Data will be downloaded as necessary and cached locally in
~/soccerdata/data/Understat
.- Parameters:
proxy ('tor' or dict or list(dict) or callable, optional) –
- Use a proxy to hide your IP address. Valid options are:
”tor”: Uses the Tor network. Tor should be running in the background on port 9050.
dict: A dictionary with the proxy to use. The dict should be a mapping of supported protocols to proxy addresses. For example:
{ 'http': 'http://10.10.1.10:3128', 'https': 'http://10.10.1.10:1080', }
list(dict): A list of proxies to choose from. A different proxy will be selected from this list after failed requests, allowing rotating proxies.
callable: A function that returns a valid proxy. This function will be called after failed requests, allowing rotating proxies.
no_cache (bool) – If True, will not use cached data.
no_store (bool) – If True, will not store downloaded data.
data_dir (Path) – Path to directory where data will be cached.
leagues (str | List[str] | None)
seasons (str | int | Iterable[str | int] | None)
- property seasons: List[str]¶
Return a list of selected seasons.
- read_leagues()¶
Retrieve the selected leagues from the datasource.
- Return type:
pd.DataFrame
- read_seasons()¶
Retrieve the selected seasons from the datasource.
- Return type:
pd.DataFrame
- read_schedule(include_matches_without_data=True, force_cache=False)¶
Retrieve the matches for the selected leagues and seasons.
- Parameters:
include_matches_without_data (bool) – By default matches with and without data are returned. If False, will only return matches with data.

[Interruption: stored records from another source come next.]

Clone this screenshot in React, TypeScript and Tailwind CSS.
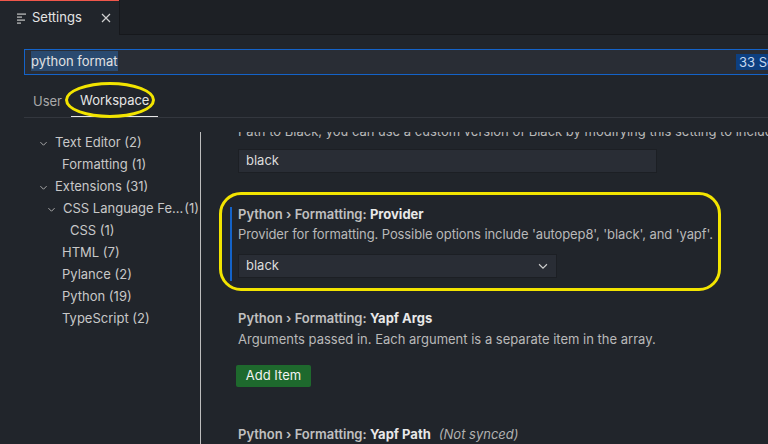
import React from 'react';

const Chevron: React.FC<{ className?: string }> = ({ className }) => (
  <svg viewBox="0 0 16 16" className={className} fill="none" stroke="currentColor" strokeWidth="1.3">
    <path d="M3.5 6 L8 10.5 L12.5 6" />
  </svg>
);

const tree = [
  { label: 'Text Editor (2)', depth: 0, open: true },
  { label: 'Formatting (1)', depth: 1 },
  { label: 'Extensions (31)', depth: 0, open: true },
  { label: 'CSS Language Fe...', count: '(1)', depth: 1, open: true },
  { label: 'CSS (1)', depth: 2 },
  { label: 'HTML (7)', depth: 1 },
  { label: 'Pylance (2)', depth: 1 },
  { label: 'Python (19)', depth: 1 },
  { label: 'TypeScript (2)', depth: 1 },
];

export default function App() {
  return (
    <div className="relative h-[444px] w-[768px] overflow-hidden bg-[#21252b] font-['Inter',sans-serif] text-[13px] text-[#c8c8c8]">
      {/* Tab bar */}
      <div className="flex h-[35px] bg-[#1d2025]">
        <div className="flex w-[119px] items-center border-t border-[#f0574b] bg-[#21252b] pl-[17px]">
          <svg width="10" height="11" viewBox="0 0 10 11" className="text-[#c5c5c5]">
            <rect x="0" y="0.5" width="9" height="1.2" fill="currentColor" />
            <rect x="0" y="3.5" width="5" height="1.2" fill="currentColor" />
            <rect x="0" y="6.5" width="8" height="1.2" fill="currentColor" />
            <rect x="0" y="9.5" width="4" height="1.2" fill="currentColor" />
          </svg>
          <span className="ml-[5px] text-[#e4e4e4]">Settings</span>
          <svg width="10" height="10" viewBox="0 0 10 10" className="ml-[19px] text-[#d0d0d0]" stroke="currentColor" strokeWidth="1.2">
            <path d="M1 1 L9 9 M9 1 L1 9" />
          </svg>
        </div>
        <div className="flex-1 border-b border-l border-[#16181c]" />
      </div>

      {/* Search */}
      <div className="pl-6 pt-[14px]">
        <div className="flex h-[26px] w-[860px] items-center border border-[#1463c9] bg-[#292d35] pl-[6px]">
          <div className="w-[705px] shrink-0">
            <span className="bg-[#2a4a70] py-[2px] text-[#e2e2e2]">python format</span>
          </div>
          <span className="shrink-0 whitespace-nowrap bg-[#0d3f80] px-[3px] leading-[16px] text-[#c6d8ef]">33 Settings Found</span>
        </div>
      </div>

      {/* Scope tabs */}
      <div className="ml-6 mt-[11px] flex h-[32px] border-b border-[#33373e]">
        <div className="flex items-center px-[9px] text-[#a9a9a9]">User</div>
        <div className="flex items-center border-b border-[#e6e6e6] px-[9px] text-[#e6e6e6]">Workspace</div>
      </div>

      {/* Body */}
      <div className="mt-[14px] flex">
        <div className="w-[200px] shrink-0">
          {tree.map((t) => (
            <div
              key={t.label}
              className={`flex h-[22px] items-center ${t.depth === 0 ? 'pl-[38px]' : t.depth === 1 ? (t.open ? 'pl-[46px]' : 'pl-[62px]') : 'pl-[70px]'}`}
            >
              {t.open && <Chevron className="mr-[6px] h-[11px] w-[11px] text-[#b8b8b8]" />}
              <span className="whitespace-nowrap">{t.label}</span>
              {t.count && <span className="ml-auto pr-[1px]">{t.count}</span>}
            </div>
          ))}
        </div>

        <div className="h-[320px] flex-1 overflow-hidden border-l border-[#bdbdbd]">
          <div className="pl-[37px]">
            <div className="-mt-[10px] whitespace-nowrap leading-[18px] text-[#b9b9b9]">
              Path to Black, you can use a custom version of Black by modifying this setting to include the full path.
            </div>
            <div className="mt-[9px] flex h-[24px] w-[419px] items-center border border-[#1c1f24] bg-[#292d35] pl-[7px] text-[#dcdcdc]">
              black
            </div>
          </div>

          {/* Provider (highlighted) */}
          <div className="ml-[18px] mt-[19px] h-[99px] w-[502px] rounded-[22px] border-[3px] border-[#f2e400] pl-[8px] pt-[12px]">
            <div className="border-l-2 border-[#1463c9] pb-[3px] pl-[6px]">
              <div className="leading-[14px] font-semibold text-[#c0c0c0]">
                Python › Formatting: <span className="font-bold text-[#e8e8e8]">Provider</span>
              </div>
              <div className="mt-[4px] whitespace-nowrap leading-[18px] tracking-[-0.1px] text-[#b9b9b9]">
                Provider for formatting. Possible options include 'autopep8', 'black', and 'yapf'.
              </div>
              <div className="mt-[11px] flex h-[24px] w-[319px] items-center justify-between border border-[#1c1f24] bg-[#292d35] pl-[7px] pr-[6px] text-[#dcdcdc]">
                black
                <Chevron className="h-[14px] w-[14px] text-[#cfcfcf]" />
              </div>
            </div>
          </div>

          {/* Yapf Args */}
          <div className="pl-[37px]">
            <div className="mt-[20px] leading-[14px] font-semibold text-[#c0c0c0]">
              Python › Formatting: <span className="font-bold text-[#e8e8e8]">Yapf Args</span>
            </div>
            <div className="mt-[5px] leading-[18px] text-[#b9b9b9]">
              Arguments passed in. Each argument is a separate item in the array.
            </div>
            <button className="ml-[-2px] mt-[17px] flex h-[22px] w-[75px] items-center justify-center rounded-[2px] bg-[#1e692d] text-[#f2f2f2]">
              Add Item
            </button>
            <div className="mt-[40px] leading-[14px] font-semibold text-[#c0c0c0]">
              Python › Formatting: <span className="font-bold text-[#e8e8e8]">Yapf Path</span>
              <span className="ml-[8px] font-normal italic text-[#b0b0b0]">(Not synced)</span>
            </div>
          </div>
        </div>
      </div>

      {/* annotation ellipse around Workspace */}
      <div className="absolute left-[65px] top-[82px] h-[36px] w-[90px] rounded-[50%] border-[3px] border-[#f2e400]" />
    </div>
  );
}
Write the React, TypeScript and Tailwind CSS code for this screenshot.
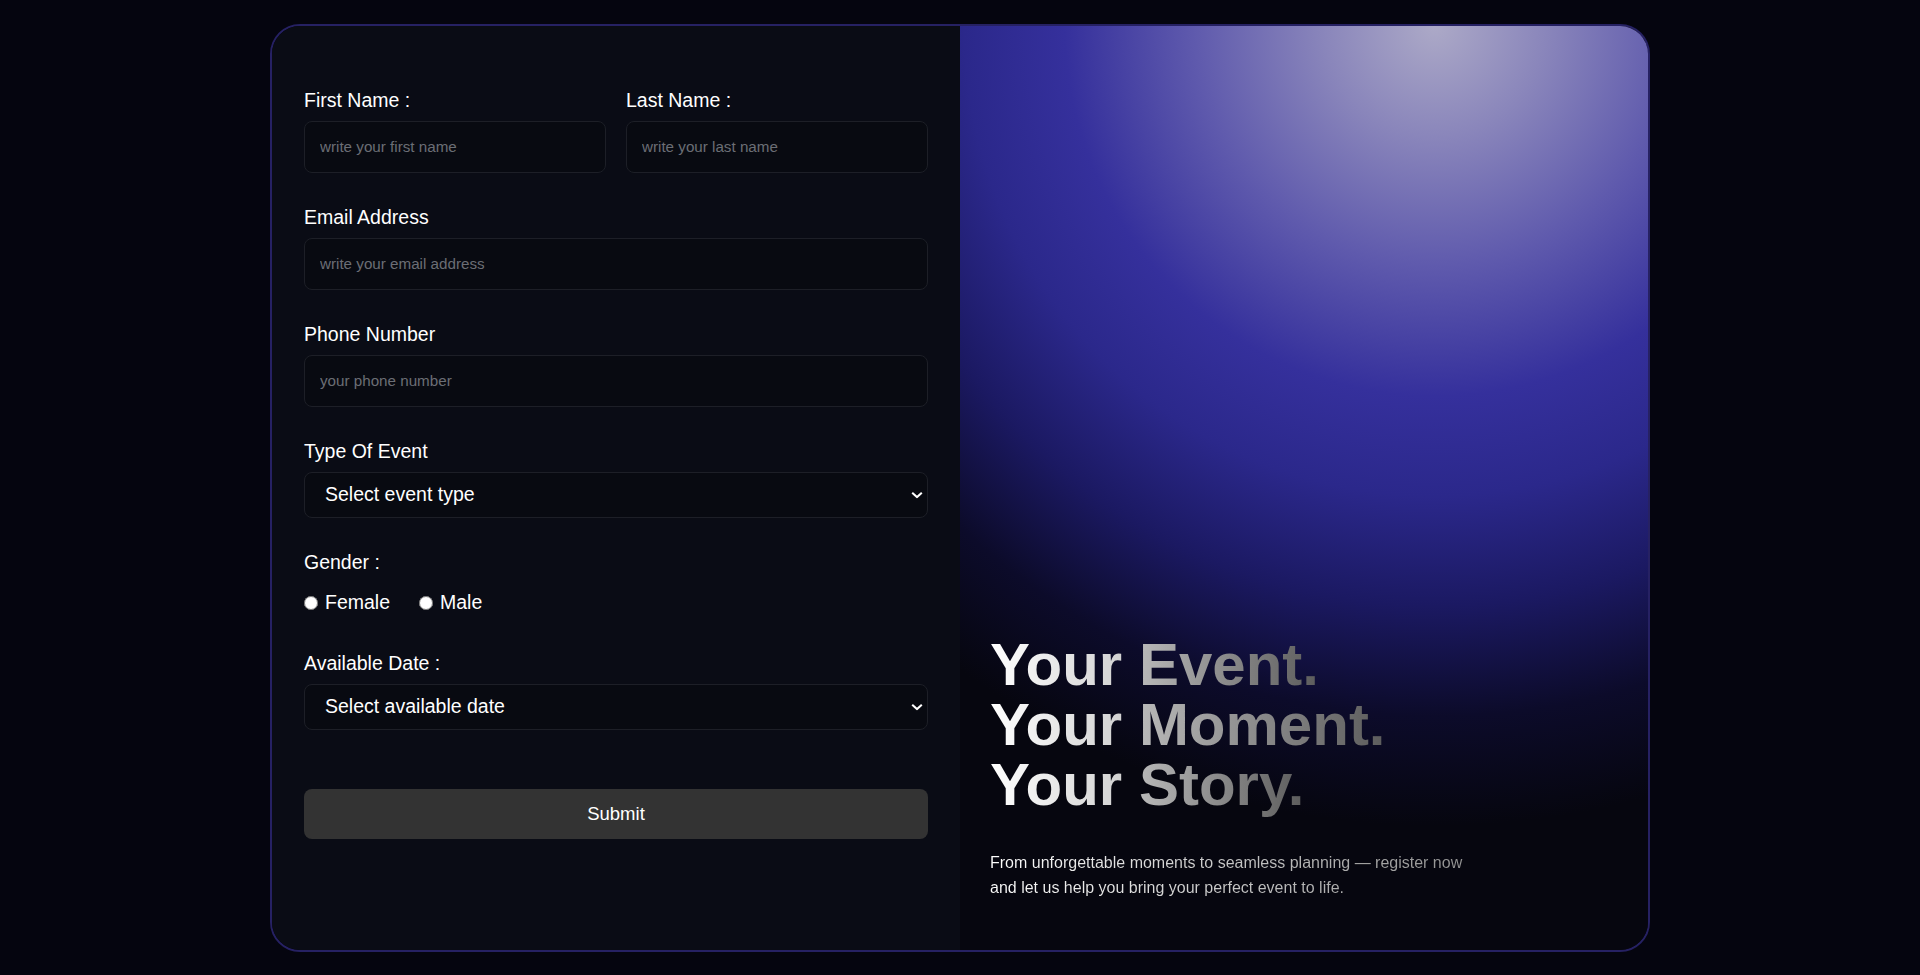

force_cache (bool) – By default no cached data is used for the current season. If True, will force the use of cached data anyway.
- Return type:
pd.DataFrame
- read_team_match_stats(force_cache=False)¶
Retrieve the team match stats for the selected leagues and seasons.
- Parameters:
force_cache (bool) – By default no cached data is used for the current season. If True, will force the use of cached data anyway.
- Return type:
pd.DataFrame
- read_player_season_stats(force_cache=False)¶
Retrieve the player season stats for the selected leagues and seasons.
- Parameters:
force_cache (bool) – By default no cached data is used for the current season. If True, will force the use of cached data anyway.
- Return type:
pd.DataFrame
- read_player_match_stats(match_id=None)¶
Retrieve the player match stats for the selected leagues and seasons.
- Parameters:
match_id (int or list of int, optional) – Retrieve the player match stats for a specific match.
- Raises:
ValueError – If the given match_id could not be found in the selected seasons.
- Return type:
pd.DataFrame
- read_shot_events(match_id=None)¶
Retrieve the shot events for the selected matches or the selected leagues and seasons.
- Parameters:
match_id (int or list of int, optional) – Retrieve the shot events for a specific match.
- Raises:
ValueError – If the given match_id could not be found in the selected seasons.
- Return type:
pd.DataFrame
- classmethod available_leagues()¶
Return a list of league IDs available for this source.
- Return type:
List[str]
- get(url, filepath=None, max_age=None, no_cache=False, var=None)¶
Load data from url.
By default, the source of url is downloaded and saved to filepath. If filepath exists, the url is not visited and the cached data is returned.
- Parameters:
url (str) – URL to download.
filepath (Path, optional) – Path to save downloaded file. If None, downloaded data is not cached.
max_age (int for age in days, or timedelta object) – The max. age of locally cached file before re-download.
no_cache (bool) – If True, will not use cached data. Overrides the class property.
var (str or list of str, optional) – Return a JavaScript variable instead of the page source.
- Raises:
TypeError – If max_age is not an integer or timedelta object.
- Returns:
File-like object of downloaded data.
- Return type:
io.BufferedIOBase
- property leagues: List[str]¶
Return a list of selected leagues.